» TO BE DONE
All lines from the beginning of the listing through the line with "Sidebar ---------- */" are to be copied word for word; the pictures are not.

---+---

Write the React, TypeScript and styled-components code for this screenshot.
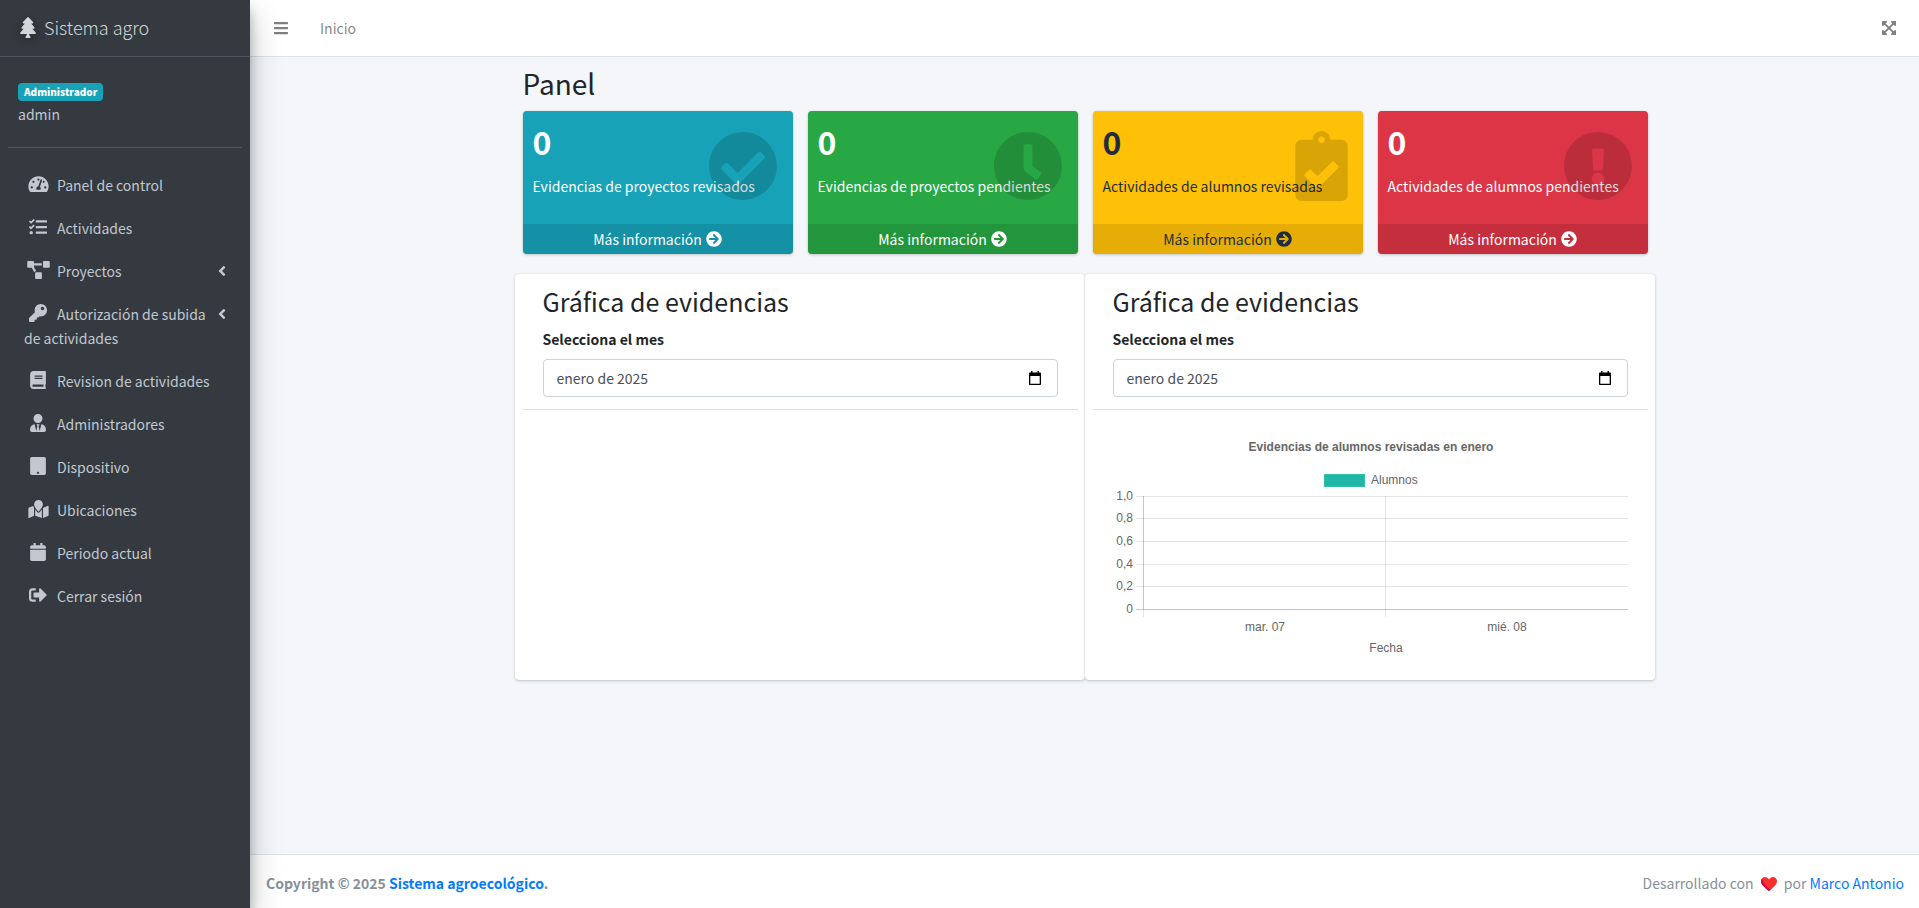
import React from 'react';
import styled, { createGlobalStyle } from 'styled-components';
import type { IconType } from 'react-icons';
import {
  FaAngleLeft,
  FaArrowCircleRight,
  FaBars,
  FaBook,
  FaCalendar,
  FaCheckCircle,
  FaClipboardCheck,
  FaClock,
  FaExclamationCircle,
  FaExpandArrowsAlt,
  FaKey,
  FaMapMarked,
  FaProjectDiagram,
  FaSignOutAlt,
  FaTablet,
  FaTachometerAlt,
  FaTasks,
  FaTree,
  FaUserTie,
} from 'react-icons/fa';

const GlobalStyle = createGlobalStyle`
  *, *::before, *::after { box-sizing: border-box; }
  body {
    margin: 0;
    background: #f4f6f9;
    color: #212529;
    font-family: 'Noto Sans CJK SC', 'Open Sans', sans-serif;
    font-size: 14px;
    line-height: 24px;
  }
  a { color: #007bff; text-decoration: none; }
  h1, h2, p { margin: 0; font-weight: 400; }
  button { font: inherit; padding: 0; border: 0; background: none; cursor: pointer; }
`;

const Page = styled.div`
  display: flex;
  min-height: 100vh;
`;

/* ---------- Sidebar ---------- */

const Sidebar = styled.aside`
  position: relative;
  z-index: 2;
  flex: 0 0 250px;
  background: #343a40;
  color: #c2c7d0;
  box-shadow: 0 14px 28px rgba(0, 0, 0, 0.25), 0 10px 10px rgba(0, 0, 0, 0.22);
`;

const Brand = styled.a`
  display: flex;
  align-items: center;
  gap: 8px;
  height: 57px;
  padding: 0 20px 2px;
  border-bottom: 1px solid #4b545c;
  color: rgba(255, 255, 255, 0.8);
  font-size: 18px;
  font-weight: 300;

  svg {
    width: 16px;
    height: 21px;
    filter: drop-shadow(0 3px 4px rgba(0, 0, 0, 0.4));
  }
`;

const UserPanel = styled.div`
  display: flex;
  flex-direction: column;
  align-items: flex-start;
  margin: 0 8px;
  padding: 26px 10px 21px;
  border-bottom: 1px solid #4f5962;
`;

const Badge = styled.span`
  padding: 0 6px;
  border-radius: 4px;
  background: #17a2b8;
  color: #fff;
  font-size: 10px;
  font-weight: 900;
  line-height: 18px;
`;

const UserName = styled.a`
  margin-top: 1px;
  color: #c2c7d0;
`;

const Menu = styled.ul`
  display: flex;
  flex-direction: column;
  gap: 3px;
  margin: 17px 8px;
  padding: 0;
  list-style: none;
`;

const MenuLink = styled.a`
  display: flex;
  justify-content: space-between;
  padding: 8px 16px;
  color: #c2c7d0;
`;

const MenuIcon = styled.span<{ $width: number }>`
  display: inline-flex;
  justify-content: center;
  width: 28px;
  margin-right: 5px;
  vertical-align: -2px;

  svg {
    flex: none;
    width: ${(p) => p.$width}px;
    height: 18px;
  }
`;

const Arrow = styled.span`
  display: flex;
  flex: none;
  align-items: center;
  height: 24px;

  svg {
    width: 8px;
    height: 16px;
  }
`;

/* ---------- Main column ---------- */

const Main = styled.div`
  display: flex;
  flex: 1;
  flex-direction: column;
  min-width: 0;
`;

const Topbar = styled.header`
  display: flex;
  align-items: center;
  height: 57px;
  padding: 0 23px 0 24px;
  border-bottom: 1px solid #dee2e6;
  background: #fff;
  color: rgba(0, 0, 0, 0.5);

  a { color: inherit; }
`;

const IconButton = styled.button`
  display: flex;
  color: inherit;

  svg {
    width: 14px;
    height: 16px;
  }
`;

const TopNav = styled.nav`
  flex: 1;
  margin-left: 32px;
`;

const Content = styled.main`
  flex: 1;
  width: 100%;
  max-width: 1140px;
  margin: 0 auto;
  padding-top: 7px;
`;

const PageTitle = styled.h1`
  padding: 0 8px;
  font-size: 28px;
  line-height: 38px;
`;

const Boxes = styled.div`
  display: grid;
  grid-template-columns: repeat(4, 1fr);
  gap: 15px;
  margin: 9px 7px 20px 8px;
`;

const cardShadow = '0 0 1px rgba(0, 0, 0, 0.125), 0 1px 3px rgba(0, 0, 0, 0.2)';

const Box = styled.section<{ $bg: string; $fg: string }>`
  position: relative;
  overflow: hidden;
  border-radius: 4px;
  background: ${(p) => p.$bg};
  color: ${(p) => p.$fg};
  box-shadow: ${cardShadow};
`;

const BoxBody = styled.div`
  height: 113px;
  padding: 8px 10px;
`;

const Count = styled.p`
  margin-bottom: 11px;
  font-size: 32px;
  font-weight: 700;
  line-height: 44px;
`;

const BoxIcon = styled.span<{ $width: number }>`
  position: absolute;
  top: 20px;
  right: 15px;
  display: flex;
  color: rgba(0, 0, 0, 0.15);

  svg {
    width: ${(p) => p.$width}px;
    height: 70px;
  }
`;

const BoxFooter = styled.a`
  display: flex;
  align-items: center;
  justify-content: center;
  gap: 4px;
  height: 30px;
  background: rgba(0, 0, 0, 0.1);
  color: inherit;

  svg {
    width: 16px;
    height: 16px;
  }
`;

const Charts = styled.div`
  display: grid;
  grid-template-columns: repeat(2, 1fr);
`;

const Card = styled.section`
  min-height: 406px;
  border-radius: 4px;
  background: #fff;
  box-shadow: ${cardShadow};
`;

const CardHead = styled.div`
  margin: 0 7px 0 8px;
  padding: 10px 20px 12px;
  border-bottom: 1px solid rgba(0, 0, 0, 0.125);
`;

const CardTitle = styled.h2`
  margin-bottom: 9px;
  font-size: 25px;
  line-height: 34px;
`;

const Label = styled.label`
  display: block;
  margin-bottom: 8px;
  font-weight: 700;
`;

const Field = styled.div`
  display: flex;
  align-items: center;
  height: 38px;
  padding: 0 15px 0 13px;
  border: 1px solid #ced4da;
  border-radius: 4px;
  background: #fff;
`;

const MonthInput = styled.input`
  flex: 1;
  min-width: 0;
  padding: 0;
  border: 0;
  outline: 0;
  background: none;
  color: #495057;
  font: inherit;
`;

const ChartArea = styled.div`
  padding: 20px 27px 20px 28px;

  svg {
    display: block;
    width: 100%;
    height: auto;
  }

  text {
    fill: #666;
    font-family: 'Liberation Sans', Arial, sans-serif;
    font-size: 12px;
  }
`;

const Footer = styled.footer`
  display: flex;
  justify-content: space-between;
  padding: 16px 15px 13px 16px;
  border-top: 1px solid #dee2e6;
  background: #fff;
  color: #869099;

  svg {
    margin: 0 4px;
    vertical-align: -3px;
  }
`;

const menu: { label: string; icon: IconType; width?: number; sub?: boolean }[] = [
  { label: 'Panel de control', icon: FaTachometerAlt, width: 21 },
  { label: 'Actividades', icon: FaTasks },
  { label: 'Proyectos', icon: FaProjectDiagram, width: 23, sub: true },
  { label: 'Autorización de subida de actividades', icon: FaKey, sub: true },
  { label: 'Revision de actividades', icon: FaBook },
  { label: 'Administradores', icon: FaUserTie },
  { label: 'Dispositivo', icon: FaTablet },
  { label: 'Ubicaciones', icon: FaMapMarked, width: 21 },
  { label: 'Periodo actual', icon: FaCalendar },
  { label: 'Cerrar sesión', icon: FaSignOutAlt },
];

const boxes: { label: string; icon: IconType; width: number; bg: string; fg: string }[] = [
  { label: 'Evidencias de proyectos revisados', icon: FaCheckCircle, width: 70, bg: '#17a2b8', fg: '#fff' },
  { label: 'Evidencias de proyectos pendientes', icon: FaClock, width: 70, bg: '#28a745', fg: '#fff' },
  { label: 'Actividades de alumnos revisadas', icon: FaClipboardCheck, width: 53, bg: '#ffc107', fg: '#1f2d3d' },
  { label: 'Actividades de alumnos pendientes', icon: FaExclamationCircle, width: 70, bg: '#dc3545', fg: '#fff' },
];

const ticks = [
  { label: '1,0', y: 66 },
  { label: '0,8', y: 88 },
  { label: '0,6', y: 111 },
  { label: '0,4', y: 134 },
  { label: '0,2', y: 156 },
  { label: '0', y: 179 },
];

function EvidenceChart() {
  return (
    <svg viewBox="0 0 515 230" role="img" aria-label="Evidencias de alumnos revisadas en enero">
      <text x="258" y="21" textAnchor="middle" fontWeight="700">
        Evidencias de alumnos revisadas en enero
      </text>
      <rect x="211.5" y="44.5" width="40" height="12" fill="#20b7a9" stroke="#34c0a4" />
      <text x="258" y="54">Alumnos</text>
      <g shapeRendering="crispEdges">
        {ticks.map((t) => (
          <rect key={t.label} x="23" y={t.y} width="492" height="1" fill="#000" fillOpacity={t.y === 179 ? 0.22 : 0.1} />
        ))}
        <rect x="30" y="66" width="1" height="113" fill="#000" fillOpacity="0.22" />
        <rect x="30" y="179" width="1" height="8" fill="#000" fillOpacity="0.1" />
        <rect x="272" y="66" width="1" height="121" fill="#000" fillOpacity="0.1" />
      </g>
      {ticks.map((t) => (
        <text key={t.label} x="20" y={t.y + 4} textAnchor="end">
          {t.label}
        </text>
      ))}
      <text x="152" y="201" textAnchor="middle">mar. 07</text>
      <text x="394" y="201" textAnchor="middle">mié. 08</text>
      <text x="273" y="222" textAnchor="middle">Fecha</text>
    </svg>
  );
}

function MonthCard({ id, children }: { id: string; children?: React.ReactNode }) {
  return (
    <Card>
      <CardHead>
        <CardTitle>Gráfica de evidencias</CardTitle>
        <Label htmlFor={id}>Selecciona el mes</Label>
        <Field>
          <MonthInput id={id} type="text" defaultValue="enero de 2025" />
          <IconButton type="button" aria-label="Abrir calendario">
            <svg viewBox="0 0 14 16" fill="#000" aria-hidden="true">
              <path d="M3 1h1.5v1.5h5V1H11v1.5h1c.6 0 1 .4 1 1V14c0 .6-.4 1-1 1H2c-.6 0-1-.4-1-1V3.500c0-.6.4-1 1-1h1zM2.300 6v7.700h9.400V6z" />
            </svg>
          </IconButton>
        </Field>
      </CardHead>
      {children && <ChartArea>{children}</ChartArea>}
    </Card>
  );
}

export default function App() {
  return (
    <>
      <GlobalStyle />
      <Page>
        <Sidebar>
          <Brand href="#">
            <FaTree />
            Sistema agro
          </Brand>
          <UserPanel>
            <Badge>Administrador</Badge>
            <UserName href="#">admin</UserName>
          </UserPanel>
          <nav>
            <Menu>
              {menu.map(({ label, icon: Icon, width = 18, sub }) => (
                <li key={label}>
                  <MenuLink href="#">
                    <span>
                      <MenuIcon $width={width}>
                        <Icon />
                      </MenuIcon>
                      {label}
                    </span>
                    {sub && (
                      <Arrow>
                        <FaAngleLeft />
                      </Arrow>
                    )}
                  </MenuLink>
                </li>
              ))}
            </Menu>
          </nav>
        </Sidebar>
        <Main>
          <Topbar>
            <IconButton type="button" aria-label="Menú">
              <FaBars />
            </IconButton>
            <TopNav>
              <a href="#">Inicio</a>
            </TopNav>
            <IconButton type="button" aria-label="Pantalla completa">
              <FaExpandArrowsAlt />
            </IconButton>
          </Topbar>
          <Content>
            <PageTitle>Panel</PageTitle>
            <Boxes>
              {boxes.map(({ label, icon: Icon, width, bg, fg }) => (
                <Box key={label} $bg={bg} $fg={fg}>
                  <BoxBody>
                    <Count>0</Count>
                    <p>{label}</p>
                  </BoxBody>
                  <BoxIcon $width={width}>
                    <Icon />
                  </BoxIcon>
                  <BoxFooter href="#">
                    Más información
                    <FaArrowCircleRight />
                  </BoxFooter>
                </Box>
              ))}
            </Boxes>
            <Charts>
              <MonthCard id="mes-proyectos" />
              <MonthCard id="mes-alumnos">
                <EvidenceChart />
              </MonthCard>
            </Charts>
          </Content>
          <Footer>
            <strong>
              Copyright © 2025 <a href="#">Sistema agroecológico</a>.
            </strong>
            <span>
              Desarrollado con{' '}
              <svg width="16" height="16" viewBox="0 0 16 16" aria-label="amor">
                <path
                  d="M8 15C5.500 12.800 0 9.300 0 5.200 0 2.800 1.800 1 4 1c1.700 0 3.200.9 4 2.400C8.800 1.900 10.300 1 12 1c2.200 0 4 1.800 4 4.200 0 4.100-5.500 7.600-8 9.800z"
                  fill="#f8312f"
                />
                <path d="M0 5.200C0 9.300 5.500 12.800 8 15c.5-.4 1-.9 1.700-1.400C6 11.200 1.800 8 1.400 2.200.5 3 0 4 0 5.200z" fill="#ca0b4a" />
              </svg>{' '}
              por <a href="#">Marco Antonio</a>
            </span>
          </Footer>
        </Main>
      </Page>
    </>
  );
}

---+---

» SOLUTION TO THIS TASK
Write the React, TypeScript and styled-components code for this screenshot.
import React from 'react';
import styled, { createGlobalStyle } from 'styled-components';
import type { IconType } from 'react-icons';
import {
  FaAngleLeft,
  FaArrowCircleRight,
  FaBars,
  FaBook,
  FaCalendar,
  FaCheckCircle,
  FaClipboardCheck,
  FaClock,
  FaExclamationCircle,
  FaExpandArrowsAlt,
  FaKey,
  FaMapMarked,
  FaProjectDiagram,
  FaSignOutAlt,
  FaTablet,
  FaTachometerAlt,
  FaTasks,
  FaTree,
  FaUserTie,
} from 'react-icons/fa';

const GlobalStyle = createGlobalStyle`
  *, *::before, *::after { box-sizing: border-box; }
  body {
    margin: 0;
    background: #f4f6f9;
    color: #212529;
    font-family: 'Noto Sans CJK SC', 'Open Sans', sans-serif;
    font-size: 14px;
    line-height: 24px;
  }
  a { color: #007bff; text-decoration: none; }
  h1, h2, p { margin: 0; font-weight: 400; }
  button { font: inherit; padding: 0; border: 0; background: none; cursor: pointer; }
`;

const Page = styled.div`
  display: flex;
  min-height: 100vh;
`;

/* ---------- Sidebar ---------- */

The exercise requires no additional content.